Package for Bayesian and classical estimation and inference based on statistics that are filtered through a trained neural net
Author mcreel
18 Stars
Updated Last
1 Year Ago
Started In
December 2020


testing (testing is done with the latest stable release of Julia, on Linux, Windows, and MacOS)


A package for estimation and inference based on statistics that are filtered through a trained neural net. The methods lead to reliable inferences, in the sense that confidence intervals or credible intervals based on quantiles of MCMC chains contain true parameters at a proportion close to the nominal level, in addition to point estimators having low bias and RMSE. The evidence is reported in the paper "Inference Using Simulated Neural Moments" Econometrics 2021, 9(4), 35;

The package bases estimation and inference on summary statistics from a simulable model, as is the case with certain versions of Approximate Bayesian Computation (ABC) and the Method of Simulated Moments (MSM). The innovation is a neural net is used to reduce the dimension of the statistics to be the same as that of the parameters of the model (resulting in what are known as just-identifying statistics). The net is trained using many simulated draws from the prior, to get parameters, and the statistics resulting from a sample from the model at each parameter draw. With a large set of draws of parameter/statistics, the parameters are first transformed to lie in ℛⁿ, using Bijectors.jl. The statistics are also regularized. Then, the net is trained, using Flux.jl, using the statistics as the inputs, and the parameters as the outputs.
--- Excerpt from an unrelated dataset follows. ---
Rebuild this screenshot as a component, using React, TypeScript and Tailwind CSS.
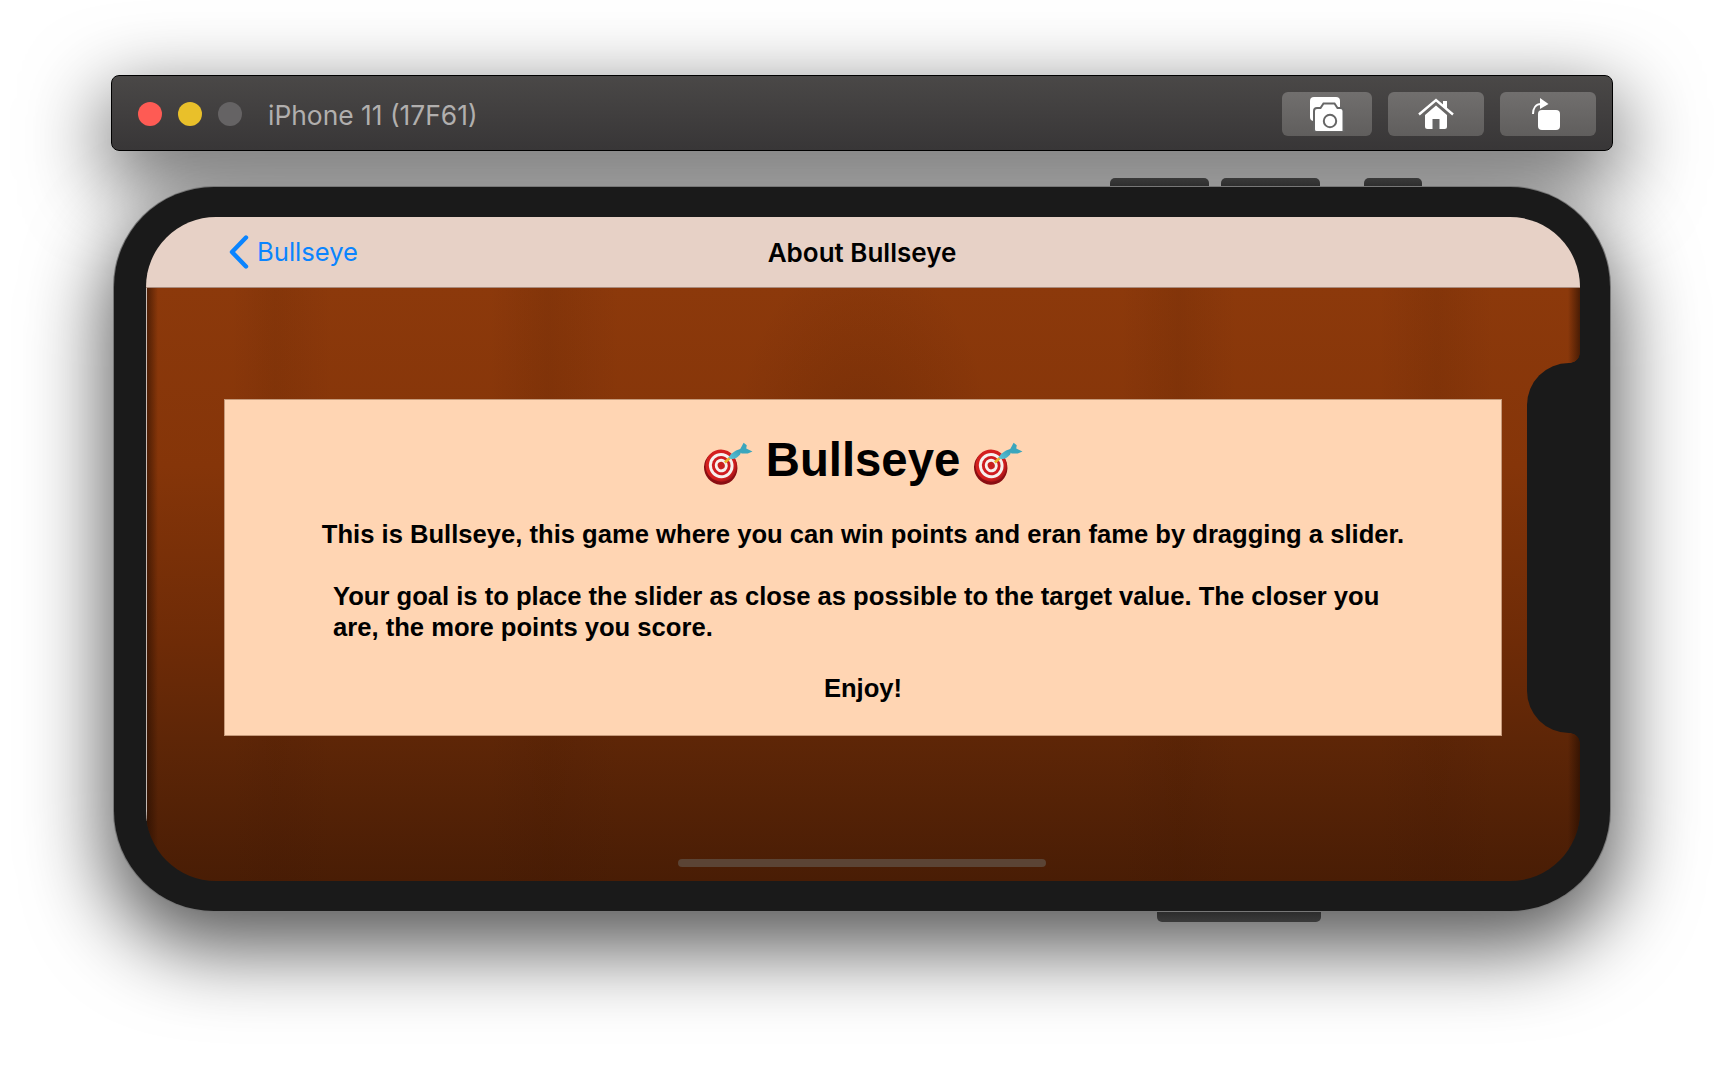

With a trained net, we can feed in statistics computed from real data, and obtain estimated parameters that generated the statistics. These estimated parameters then used as the statistics upon which ABC/MSM is based.

ABC/MSM draws from the posterior are done using Turing.jl, concretely MCMC using Metropolis-Hastings sampling. The likelihood is an estimate of the asymptotic Gaussian distribution of the transformed statistics, which is justified due to the central limit theorem applying to the statistics. The proposal density is also the same Gaussian density, estimated at the transformed statistics corresponding to the real data. Because the proposal and the likelihood are identical, at the true parameter values, random walk MH sampling is effective, because MCMC concentrates around the true parameter values, as the sample size becomes large.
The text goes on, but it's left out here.